As to the circuit implementation, it will be appreciated that a number of the components depicted in each FIG. as separate elements can be time-shared. Indeed, in a complete transceiver embodying the invention, various components can be time-shared between the transmitter and receiver sections thereof.

Claims

1. Apparatus for scrambling voice signals in a transmission channel (65), CHARACTERISED BY first means (21,22,31,50,55,60) for applying to the transmission channel a first signal which includes information derived from the vocal tract response of a voice signal, and second means (23,24,35,40,45,32,55,60) for applying to the transmission channel a second signal which includes information derived from the excitation component of the voice signal, the excitation information being represented in the second signal in continuous form.
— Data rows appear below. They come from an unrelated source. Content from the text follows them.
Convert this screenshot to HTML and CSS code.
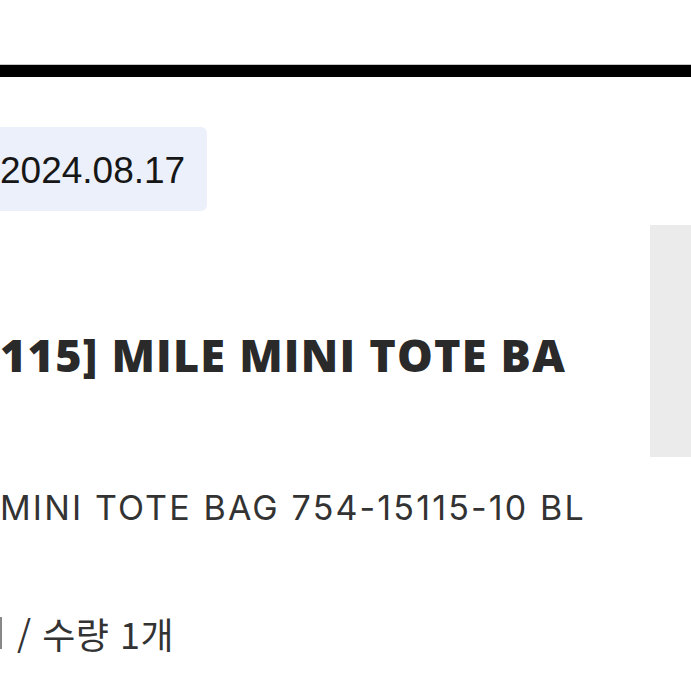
FILE: index.html
```html
<!DOCTYPE html>
<html lang="ko">
<head>
<meta charset="utf-8">
<link rel="stylesheet" href="styles.css">
<title>주문 상품</title>
</head>
<body>
<div class="page">
  <header class="top"></header>
  <div class="divider"></div>
  <main class="order">
    <section class="info">
      <div class="date-badge"><span class="date">2024.08.17</span></div>
      <h1 class="title">115] MILE MINI TOTE BA</h1>
      <p class="subtitle">MINI TOTE BAG 754-15115-10 BL</p>
      <p class="qty"><span class="edge"></span>/ 수량 1개</p>
    </section>
    <aside class="thumb"></aside>
  </main>
</div>
</body>
</html>
```
FILE: styles.css
```css
html, body {
  margin: 0;
  padding: 0;
  background: #fff;
}
body {
  overflow: hidden;
  width: 691px;
  height: 691px;
}
.page {
  width: 691px;
}
.top {
  box-sizing: border-box;
  height: 65px;
  border-bottom: 1px solid #c8c8c8;
}
.divider {
  height: 12px;
  background: #000;
}
.order {
  display: flex;
  align-items: flex-start;
}
.info {
  flex: 0 0 650px;
  min-width: 0;
}
.date-badge {
  margin-top: 50px;
  width: 207px;
  height: 84px;
  background: #ecf0fb;
  border-radius: 0 6px 6px 0;
  display: flex;
  align-items: center;
}
.date {
  font-family: "Liberation Sans", Arial, sans-serif;
  font-size: 37px;
  color: #161616;
  margin: 4px 0 0 0;
  white-space: nowrap;
}
.title {
  margin: 114px 0 0 0;
  white-space: nowrap;
  font-family: "Open Sans", Inter, sans-serif;
  font-weight: 800;
  font-size: 45px;
  letter-spacing: 1.2px;
  line-height: 60px;
  color: #2a2a2a;
}
.subtitle {
  margin: 100px 0 0 0;
  white-space: nowrap;
  font-family: Inter, "Noto Sans", sans-serif;
  font-size: 34px;
  letter-spacing: 2.15px;
  line-height: 46px;
  color: #333;
}
.qty {
  display: flex;
  align-items: center;
  margin: 78px 0 0 0;
  white-space: nowrap;
  font-family: "Noto Sans CJK KR", "Noto Sans", sans-serif;
  font-size: 36px;
  letter-spacing: 0.5px;
  line-height: 48px;
  color: #333;
}
.edge {
  width: 2px;
  height: 32px;
  background: #888;
  margin-right: 15px;
}
.thumb {
  flex: 0 0 200px;
  margin-top: 148px;
  height: 232px;
  background: #ebebeb;
}
```
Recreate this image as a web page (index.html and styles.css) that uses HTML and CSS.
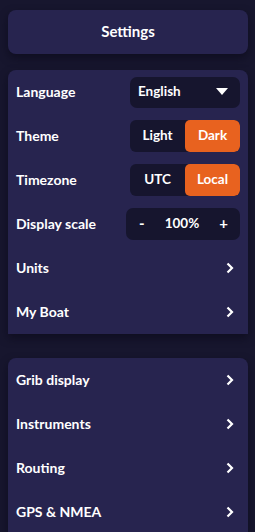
FILE: index.html
```html
<!DOCTYPE html>
<html>
<head>
<meta charset="utf-8">
<link rel="stylesheet" href="styles.css">
</head>
<body>
<div class="page">
  <div class="header">Settings</div>
  <div class="card card-square">
    <div class="row">
      <span class="label">Language</span>
      <div class="select"><span>English</span><svg class="tri" width="12" height="7" viewBox="0 0 12 7"><path d="M0 0H12L6 7Z" fill="#fff"/></svg></div>
    </div>
    <div class="row">
      <span class="label">Theme</span>
      <div class="seg"><span class="opt">Light</span><span class="opt on">Dark</span></div>
    </div>
    <div class="row">
      <span class="label">Timezone</span>
      <div class="seg"><span class="opt">UTC</span><span class="opt on">Local</span></div>
    </div>
    <div class="row">
      <span class="label">Display scale</span>
      <div class="scale"><span class="pm">-</span><span>100%</span><span class="pm">+</span></div>
    </div>
    <div class="row">
      <span class="label">Units</span>
      <svg class="chev" width="8" height="12" viewBox="0 0 8 12"><path d="M1.5 1.5L6 6L1.5 10.5" fill="none" stroke="#fff" stroke-width="2.2"/></svg>
    </div>
    <div class="row">
      <span class="label">My Boat</span>
      <svg class="chev" width="8" height="12" viewBox="0 0 8 12"><path d="M1.5 1.5L6 6L1.5 10.5" fill="none" stroke="#fff" stroke-width="2.2"/></svg>
    </div>
  </div>
  <div class="card card-open">
    <div class="row">
      <span class="label">Grib display</span>
      <svg class="chev" width="8" height="12" viewBox="0 0 8 12"><path d="M1.5 1.5L6 6L1.5 10.5" fill="none" stroke="#fff" stroke-width="2.2"/></svg>
    </div>
    <div class="row">
      <span class="label">Instruments</span>
      <svg class="chev" width="8" height="12" viewBox="0 0 8 12"><path d="M1.5 1.5L6 6L1.5 10.5" fill="none" stroke="#fff" stroke-width="2.2"/></svg>
    </div>
    <div class="row">
      <span class="label">Routing</span>
      <svg class="chev" width="8" height="12" viewBox="0 0 8 12"><path d="M1.5 1.5L6 6L1.5 10.5" fill="none" stroke="#fff" stroke-width="2.2"/></svg>
    </div>
    <div class="row">
      <span class="label">GPS &amp; NMEA</span>
      <svg class="chev" width="8" height="12" viewBox="0 0 8 12"><path d="M1.5 1.5L6 6L1.5 10.5" fill="none" stroke="#fff" stroke-width="2.2"/></svg>
    </div>
  </div>
</div>
</body>
</html>
```
FILE: styles.css
```css
html, body {
  margin: 0;
  padding: 0;
  background: #17162e;
  height: 100%;
  overflow: hidden;
}
body {
  font-family: Lato, "Noto Sans", sans-serif;
  font-weight: 700;
  color: #fff;
  font-size: 13.5px;
}
.page {
  padding: 10px 7px 0 8px;
  display: flex;
  flex-direction: column;
}
.header {
  height: 44px;
  background: #27244f;
  border-radius: 8px;
  display: flex;
  align-items: center;
  justify-content: center;
  font-size: 15px;
  padding-bottom: 2px;
  box-sizing: border-box;
  box-shadow: 0 4px 8px rgba(8, 6, 20, 0.5);
}
.card {
  background: #27244f;
  margin-top: 16px;
  box-shadow: 0 4px 8px rgba(8, 6, 20, 0.5);
}
.card-square {
  border-radius: 8px 8px 0 0;
}
.card-open {
  margin-top: 24px;
  border-radius: 8px 8px 0 0;
}
.row {
  height: 44px;
  display: flex;
  align-items: center;
  justify-content: space-between;
  padding: 0 14px 0 8px;
}
.row .select, .row .seg, .row .scale {
  margin-right: -6px;
}
.label {
  font-size: 14px;
  padding-bottom: 2px;
}
.select {
  width: 110px;
  height: 31px;
  box-sizing: border-box;
  background: #16152e;
  border-radius: 7px;
  display: flex;
  align-items: center;
  justify-content: space-between;
  padding: 0 12px 2px 8px;
}
.seg {
  width: 110px;
  height: 32px;
  background: #16152e;
  border-radius: 6px;
  display: flex;
  overflow: hidden;
}
.opt {
  flex: 1;
  display: flex;
  align-items: center;
  justify-content: center;
  padding-bottom: 2px;
}
.opt.on {
  background: #e8621f;
  border-radius: 5px;
}
.scale {
  width: 114px;
  height: 32px;
  box-sizing: border-box;
  background: #16152e;
  border-radius: 7px;
  display: flex;
  align-items: center;
  justify-content: space-between;
  padding: 0 12px 2px 13px;
}
.pm {
  font-size: 15px;
}
.chev {
  display: block;
}
```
2. Apparatus as claimed in claim 1, wherein the first and second means jointly include means (50,55) for causing the first and second signals to be frequency division multiplexed.

3. Apparatus as claimed in claim 1 or 2, wherein the second means includes filter means (32,40,45) adapted to provide the second signal filtered in accordance with a filter characteristic which is a function of the vocal tract response information.

4. A method of scrambling voice signals, CHARACTERISED BY applying to a voice transmission channel (65) a first signal which includes information derived from the vocal tract response of a voice signal, and applying to the transmission channel a second signal which includes information derived from the excitation component of the voice signal, the excitation information being represented in the second signal in continuous form.

5. A method as claimed in claim 4 wherein the first and second signals are frequency division multiplexed.

6. A method as claimed in claim 4 or 5 wherein the second signal has been filtered in accordance with a filter characteristic which is a function of the vocal tract response information.